Front-end source files
· · ·
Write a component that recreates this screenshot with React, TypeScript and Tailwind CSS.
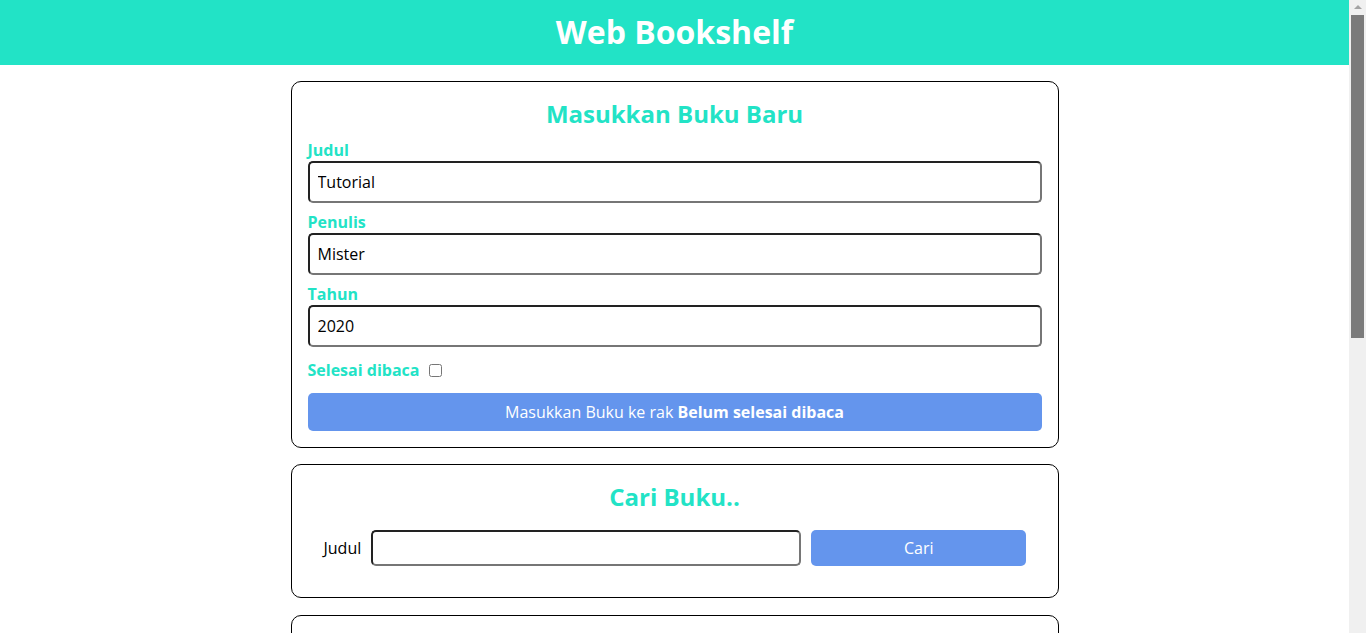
import React from "react";

const inputCls =
  "block w-full h-[42px] px-2 text-[16px] text-black bg-white rounded-[5px] border-2 border-t-[#222222] border-l-[#222222] border-b-[#767676] border-r-[#767676] outline-none";

function Field({ label, value, type = "text" }: { label: string; value: string; type?: string }) {
  return (
    <div className="mb-2">
      <label className="block h-[22px] leading-[22px] font-bold text-[16px] text-[#22e3c6]">{label}</label>
      <input className={inputCls} type={type} defaultValue={value} />
    </div>
  );
}

function Book({ title, author, year, done }: { title: string; author: string; year: string; done: boolean }) {
  return (
    <article className="rounded-[5px] border border-black p-4 mb-2">
      <h3 className="text-[20px] font-bold leading-[30px]">{title}</h3>
      <p className="leading-[26px]">Penulis: {author}</p>
      <p className="leading-[26px]">Tahun: {year}</p>
      <div className="flex gap-2 mt-2">
        <button className="px-3 py-1 rounded-[5px] bg-[#22e3c6] text-white">
          {done ? "Belum selesai di Baca" : "Selesai dibaca"}
        </button>
        <button className="px-3 py-1 rounded-[5px] bg-[#ff4f4f] text-white">Hapus buku</button>
      </div>
    </article>
  );
}

function FakeScrollbar() {
  return (
    <div className="fixed top-0 right-0 w-[17px] h-screen bg-[#f0f0f0] z-10">
      <div className="flex justify-center pt-[5px]">
        <div className="w-0 h-0 border-l-[4px] border-r-[4px] border-b-[4px] border-l-transparent border-r-transparent border-b-[#a3a3a3]" />
      </div>
      <div className="absolute left-[2px] top-[15px] w-[13px] h-[323px] bg-[#7b7b7b]" />
    </div>
  );
}

export default function App() {
  return (
    <div className="min-h-screen bg-white text-black pr-[17px]" style={{ fontFamily: '"Open Sans", sans-serif' }}>
      <header className="h-[65px] bg-[#22e3c6] flex items-center justify-center">
        <h1 className="text-[32px] font-bold text-white leading-none -mt-[2px]">Web Bookshelf</h1>
      </header>
      <main className="max-w-[768px] mx-auto pb-4">
        <section className="mt-4 border border-black rounded-[10px] px-4 pt-[14px] pb-4">
          <h2 className="text-center text-[24px] font-bold leading-[36px] text-[#22e3c6]">Masukkan Buku Baru</h2>
          <form className="mt-[7px]" onSubmit={(e) => e.preventDefault()}>
            <Field label="Judul" value="Tutorial" />
            <Field label="Penulis" value="Mister" />
            <Field label="Tahun" value="2020" type="number" />
            <div className="h-[30px] flex items-center">
              <label className="font-bold text-[16px] text-[#22e3c6]">Selesai dibaca</label>
              <input type="checkbox" className="ml-[10px] w-[13px] h-[13px] mt-[1px]" />
            </div>
            <button
              type="submit"
              className="mt-2 w-full h-[38px] rounded-[5px] bg-[#6495ed] text-white text-[16px]"
            >
              Masukkan Buku ke rak <span className="font-bold">Belum selesai dibaca</span>
            </button>
          </form>
        </section>

        <section className="mt-4 border border-black rounded-[10px] px-4 pt-[14px] pb-[31px]">
          <h2 className="text-center text-[24px] font-bold leading-[36px] text-[#22e3c6]">Cari Buku..</h2>
          <form className="mt-[15px] px-[16px] flex items-center" onSubmit={(e) => e.preventDefault()}>
            <label className="text-[16px] mr-[10px]">Judul</label>
            <input
              className="w-[430px] shrink-0 h-[36px] px-2 text-[16px] bg-white rounded-[5px] border-2 border-t-[#222222] border-l-[#222222] border-b-[#767676] border-r-[#767676] outline-none"
              type="text"
            />
            <button className="w-[215px] shrink-0 ml-[10px] h-[36px] rounded-[5px] bg-[#6495ed] text-white text-[16px]">
              Cari
            </button>
          </form>
        </section>

        <section className="mt-[17px] border border-black rounded-[10px] p-4">
          <h2 className="text-center text-[24px] font-bold leading-[36px] text-[#22e3c6] mb-2">Belum selesai dibaca</h2>
          <Book title="Tutorial" author="Mister" year="2020" done={false} />
        </section>

        <section className="mt-4 border border-black rounded-[10px] p-4">
          <h2 className="text-center text-[24px] font-bold leading-[36px] text-[#22e3c6] mb-2">Selesai dibaca</h2>
          <Book title="Belajar React" author="Dicoding" year="2021" done={true} />
        </section>
      </main>
      <FakeScrollbar />
    </div>
  );
}
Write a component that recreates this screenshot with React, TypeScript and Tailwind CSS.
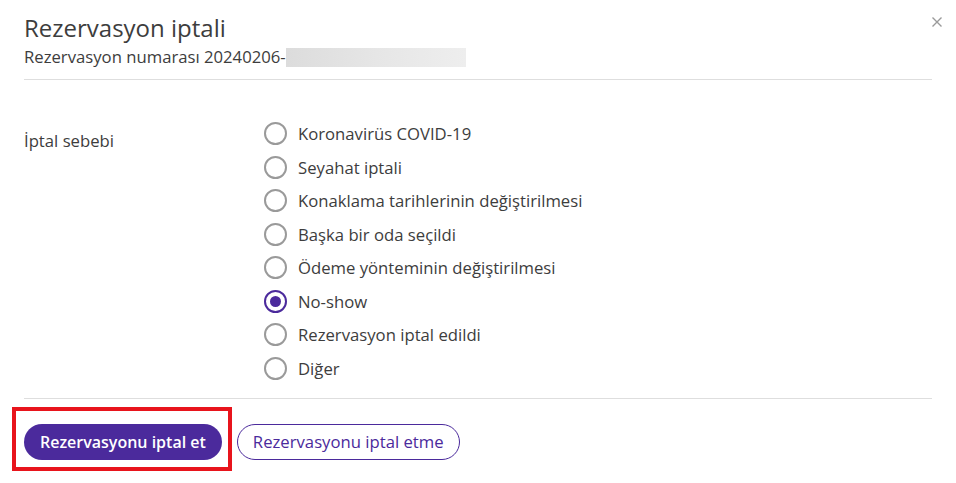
const reasons = [
  "Koronavirüs COVID-19",
  "Seyahat iptali",
  "Konaklama tarihlerinin değiştirilmesi",
  "Başka bir oda seçildi",
  "Ödeme yönteminin değiştirilmesi",
  "No-show",
  "Rezervasyon iptal edildi",
  "Diğer",
];

function Radio({ checked }: { checked: boolean }) {
  return checked ? (
    <span className="flex h-[23px] w-[23px] items-center justify-center rounded-full border-2 border-[#4b2a9c]">
      <span className="h-[11px] w-[11px] rounded-full bg-[#4b2a9c]" />
    </span>
  ) : (
    <span className="h-[23px] w-[23px] rounded-full border-2 border-[#9a9a9a]" />
  );
}

export default function App() {
  return (
    <div className="h-[483px] w-[956px] bg-white px-6 font-['Open_Sans',sans-serif] text-[#3d3d3d]">
      <div className="relative border-b border-[#dedede] pb-[10px] pt-[11px]">
        <h1 className="text-[24px] leading-[34px]">Rezervasyon iptali</h1>
        <div className="flex items-center text-[16.7px] leading-[24px]">
          <span>Rezervasyon numarası 20240206-</span>
          <span className="h-[19px] w-[180px] bg-gradient-to-r from-[#dcdcdc] via-[#e6e6e6] to-[#eeeeee]" />
        </div>
        <button className="absolute -right-[12px] top-[15px] text-[#9a9a9a]">
          <svg width="14" height="14" viewBox="0 0 14 14" fill="none" stroke="currentColor" strokeWidth="1.4">
            <path d="M2.5 2.5l9 9M11.5 2.5l-9 9" />
          </svg>
        </button>
      </div>

      <div className="grid grid-cols-[240px_1fr] border-b border-[#dedede] pb-[13px] pt-[37px]">
        <div className="pt-[12px] text-[16.7px] leading-[24px]">İptal sebebi</div>
        <div className="flex flex-col">
          {reasons.map((r) => (
            <label key={r} className="flex h-[33.5px] items-center gap-[11px] text-[16.7px]">
              <Radio checked={r === "No-show"} />
              <span>{r}</span>
            </label>
          ))}
        </div>
      </div>

      <div className="flex items-center gap-[15px] pt-[25px]">
        <div className="relative">
          <button className="h-[36px] rounded-full bg-[#4b2a9c] px-[16px] text-[16px] font-semibold text-white">
            Rezervasyonu iptal et
          </button>
          <span className="pointer-events-none absolute -bottom-[11px] -left-[12px] -right-[10px] -top-[17px] border-4 border-[#e8141c]" />
        </div>
        <button className="h-[36px] rounded-full border border-[#4b2a9c] px-[15px] text-[16.7px] text-[#4b2a9c]">
          Rezervasyonu iptal etme
        </button>
      </div>
    </div>
  );
}
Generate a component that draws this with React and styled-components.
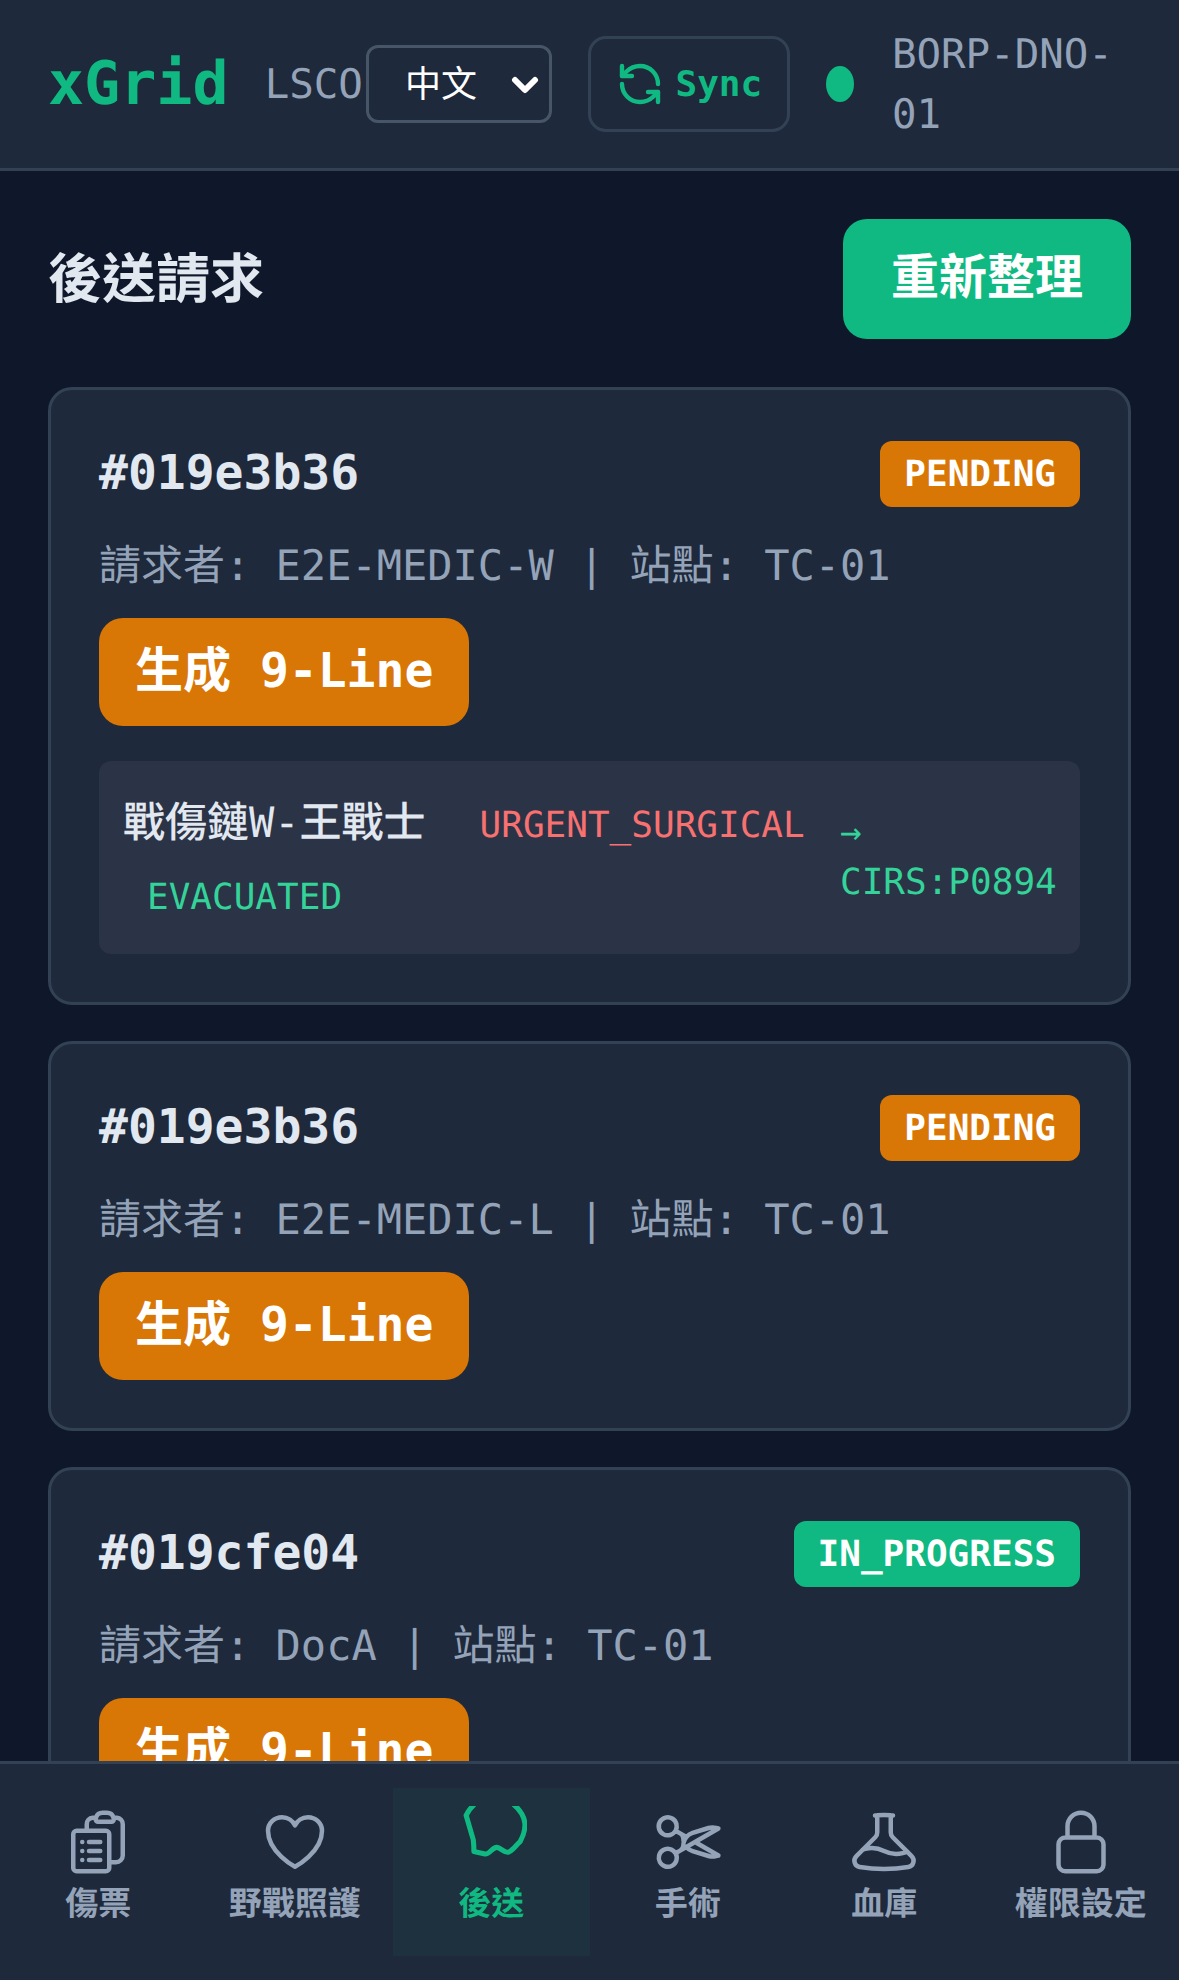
import React from 'react'
import styled, { createGlobalStyle } from 'styled-components'
import { RefreshCcw } from 'lucide-react'
import {
  HiOutlineClipboardDocumentList,
  HiOutlineHeart,
  HiOutlineScissors,
  HiOutlineBeaker,
  HiOutlineLockClosed,
} from 'react-icons/hi2'

const GlobalStyle = createGlobalStyle`
  * { box-sizing: border-box; }
  html, body { margin: 0; padding: 0; height: 100%; background: #0f172a; }
  body {
    font-family: "DejaVu Sans Mono", "Noto Sans CJK TC", monospace;
    text-rendering: geometricPrecision;
  }
`

const Page = styled.div`
  height: 1980px;
  display: flex;
  flex-direction: column;
  overflow: hidden;
  background: #0f172a;
`

const Header = styled.header`
  height: 171px;
  flex-shrink: 0;
  display: flex;
  align-items: center;
  padding: 0 48px;
  background: #1e293b;
  border-bottom: 3px solid #334155;
`

const Logo = styled.div`
  font-size: 60px;
  font-weight: 700;
  color: #10b981;
  margin-right: 36px;
`

const Station = styled.div`
  font-size: 40.8px;
  color: #94a3b8;
  margin-right: 3px;
`

const SelectWrap = styled.div`
  position: relative;
  flex-shrink: 0;
  margin-right: 36px;
`

const LangSelect = styled.select`
  display: block;
  appearance: none;
  width: 186px;
  height: 78px;
  padding: 0 36px;
  font-family: inherit;
  font-size: 36px;
  color: #fff;
  background: #1e293b;
  border: 3px solid #475569;
  border-radius: 12px;
`

const Chevron = styled.svg`
  position: absolute;
  right: 13px;
  top: 30px;
  pointer-events: none;
`

const SyncButton = styled.button`
  width: 202px;
  height: 96px;
  flex-shrink: 0;
  display: flex;
  align-items: center;
  justify-content: center;
  gap: 12px;
  padding-bottom: 2px;
  font-family: inherit;
  font-size: 36px;
  font-weight: 700;
  color: #10b981;
  background: transparent;
  border: 3px solid #334155;
  border-radius: 18px;
  margin-right: 36px;
`

const Dot = styled.span`
  width: 28px;
  height: 36px;
  flex-shrink: 0;
  border-radius: 50%;
  background: #10b981;
  margin-right: 38px;
`

const NodeName = styled.div`
  width: 239px;
  font-size: 40.8px;
  line-height: 60px;
  color: #94a3b8;
`

const Main = styled.main`
  flex: 1;
  min-height: 0;
  overflow: hidden;
  padding: 48px 48px 0;
`

const TitleRow = styled.div`
  display: flex;
  align-items: center;
  justify-content: space-between;
  margin-bottom: 48px;
`

const Title = styled.h1`
  margin: 0;
  padding-bottom: 10px;
  font-size: 54px;
  font-weight: 700;
  color: #e2e8f0;
`

const RefreshButton = styled.button`
  width: 288px;
  height: 120px;
  padding: 0 0 12px;
  font-family: inherit;
  font-size: 48px;
  font-weight: 700;
  color: #fff;
  background: #10b981;
  border: none;
  border-radius: 24px;
`

const Card = styled.section`
  padding: 51px 48px 48px;
  margin-bottom: 36px;
  background: #1e293b;
  border: 3px solid #334155;
  border-radius: 24px;
`

const CardTop = styled.div`
  display: flex;
  align-items: center;
  justify-content: space-between;
  height: 66px;
`

const RequestId = styled.div`
  padding-bottom: 2px;
  font-size: 48px;
  font-weight: 700;
  color: #e2e8f0;
`

const Badge = styled.span`
  height: 66px;
  display: flex;
  align-items: center;
  padding: 0 24px;
  font-size: 36px;
  font-weight: 700;
  color: #fff;
  background: ${({ $status }) => ($status === 'PENDING' ? '#d97706' : '#10b981')};
  border-radius: 12px;
`

const Meta = styled.div`
  margin-top: 27px;
  height: 63px;
  line-height: 63px;
  font-size: 42px;
  color: #94a3b8;
  white-space: pre;
`

const NineLineButton = styled.button`
  display: block;
  margin-top: 21px;
  height: 108px;
  padding: 0 36px 12px;
  font-family: inherit;
  font-size: 48px;
  font-weight: 700;
  color: #fff;
  background: #d97706;
  border: none;
  border-radius: 24px;
  white-space: pre;
`

const Detail = styled.div`
  margin-top: 35px;
  padding: 29px 24px 20px;
  display: flex;
  align-items: center;
  justify-content: space-between;
  background: #2b3346;
  border-radius: 12px;
`

const DetailLeft = styled.div`
  width: 690px;
  flex-shrink: 0;
  font-size: 36px;
  line-height: 72px;
`

const Casualty = styled.span`
  font-size: 42px;
  line-height: 42px;
  font-weight: 500;
  color: #e2e8f0;
  margin-right: 54px;
`

const Triage = styled.span`
  line-height: 36px;
  color: #f87171;
`

const Outcome = styled.div`
  color: #34d399;
  margin-left: 24px;
`

const DetailRight = styled.div`
  width: 216px;
  flex-shrink: 0;
  margin-top: -10px;
  font-size: 36px;
  line-height: 44px;
  color: #34d399;
`

const Arrow = styled.div`
  line-height: 48px;
  padding-bottom: 4px;
`

const Nav = styled.nav`
  height: 219px;
  flex-shrink: 0;
  display: grid;
  grid-template-columns: repeat(6, 1fr);
  padding: 24px 0;
  background: #1e293b;
  border-top: 3px solid #334155;
`

const NavItem = styled.div`
  display: flex;
  flex-direction: column;
  align-items: center;
  padding-top: 18px;
  color: ${({ $active }) => ($active ? '#10b981' : '#94a3b8')};
  background: ${({ $active }) => ($active ? 'rgba(16, 185, 129, 0.06)' : 'transparent')};
  svg { display: block; width: 72px; height: 72px; }
`

const NavLabel = styled.div`
  margin-top: 6px;
  font-size: 33px;
  line-height: 40px;
  font-weight: 600;
`

const TransportIcon = () => (
  <svg viewBox="0 0 24 24" fill="none" stroke="currentColor" strokeWidth="1.7" strokeLinejoin="round" strokeLinecap="round">
    <path d="M7.5 -1.5 Q5 0.5 3.7 3.1 L6.1 11.3 Q6.3 13 6.3 15.2 L10 16 C11.5 16.2 12.4 13.8 13.9 13.8 C15.2 13.8 16.5 15.8 17.8 15.4 C19 15 20 13.5 21.7 11.9 C23 9.5 23.4 7.5 23.3 5.8 C23 3 21.5 1 19 -1" />
  </svg>
)

const requests = [
  {
    id: '#019e3b36',
    status: 'PENDING',
    meta: '請求者: E2E-MEDIC-W | 站點: TC-01',
    detail: { name: '戰傷鏈W-王戰士', triage: 'URGENT_SURGICAL', outcome: 'EVACUATED', ref: 'CIRS:P0894' },
  },
  { id: '#019e3b36', status: 'PENDING', meta: '請求者: E2E-MEDIC-L | 站點: TC-01' },
  { id: '#019cfe04', status: 'IN_PROGRESS', meta: '請求者: DocA | 站點: TC-01' },
]

const tabs = [
  { label: '傷票', icon: <HiOutlineClipboardDocumentList /> },
  { label: '野戰照護', icon: <HiOutlineHeart /> },
  { label: '後送', icon: <TransportIcon />, active: true },
  { label: '手術', icon: <HiOutlineScissors /> },
  { label: '血庫', icon: <HiOutlineBeaker /> },
  { label: '權限設定', icon: <HiOutlineLockClosed /> },
]

export default function App() {
  return (
    <Page>
      <GlobalStyle />
      <Header>
        <Logo>xGrid</Logo>
        <Station>LSCO</Station>
        <SelectWrap>
          <LangSelect defaultValue="zh">
            <option value="zh">中文</option>
            <option value="en">EN</option>
          </LangSelect>
          <Chevron width="28" height="20" viewBox="0 0 28 20" fill="none" stroke="#fff" strokeWidth="6" strokeLinecap="round" strokeLinejoin="round">
            <path d="M4 5 L14 15 L24 5" />
          </Chevron>
        </SelectWrap>
        <SyncButton>
          <RefreshCcw size={48} strokeWidth={2.2} />
          Sync
        </SyncButton>
        <Dot />
        <NodeName>BORP-DNO-01</NodeName>
      </Header>
      <Main>
        <TitleRow>
          <Title>後送請求</Title>
          <RefreshButton>重新整理</RefreshButton>
        </TitleRow>
        {requests.map((req, i) => (
          <Card key={i}>
            <CardTop>
              <RequestId>{req.id}</RequestId>
              <Badge $status={req.status}>{req.status}</Badge>
            </CardTop>
            <Meta>{req.meta}</Meta>
            <NineLineButton>生成 9-Line</NineLineButton>
            {req.detail && (
              <Detail>
                <DetailLeft>
                  <Casualty>{req.detail.name}</Casualty>
                  <Triage>{req.detail.triage}</Triage>
                  <Outcome>{req.detail.outcome}</Outcome>
                </DetailLeft>
                <DetailRight>
                  <Arrow>→</Arrow>
                  {req.detail.ref}
                </DetailRight>
              </Detail>
            )}
          </Card>
        ))}
      </Main>
      <Nav>
        {tabs.map((tab) => (
          <NavItem key={tab.label} $active={tab.active}>
            {tab.icon}
            <NavLabel>{tab.label}</NavLabel>
          </NavItem>
        ))}
      </Nav>
    </Page>
  )
}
· · ·
EXERCISE: Please repeat exactly the data above from its first line to the line that contains "w-full h-[42px] px-2", inclusive, and leave every picture out.

EXERCISE ANSWER:
Write a component that recreates this screenshot with React, TypeScript and Tailwind CSS.
import React from "react";

const inputCls =
  "block w-full h-[42px] px-2 text-[16px] text-black bg-white rounded-[5px] border-2 border-t-[#222222] border-l-[#222222] border-b-[#767676] border-r-[#767676] outline-none";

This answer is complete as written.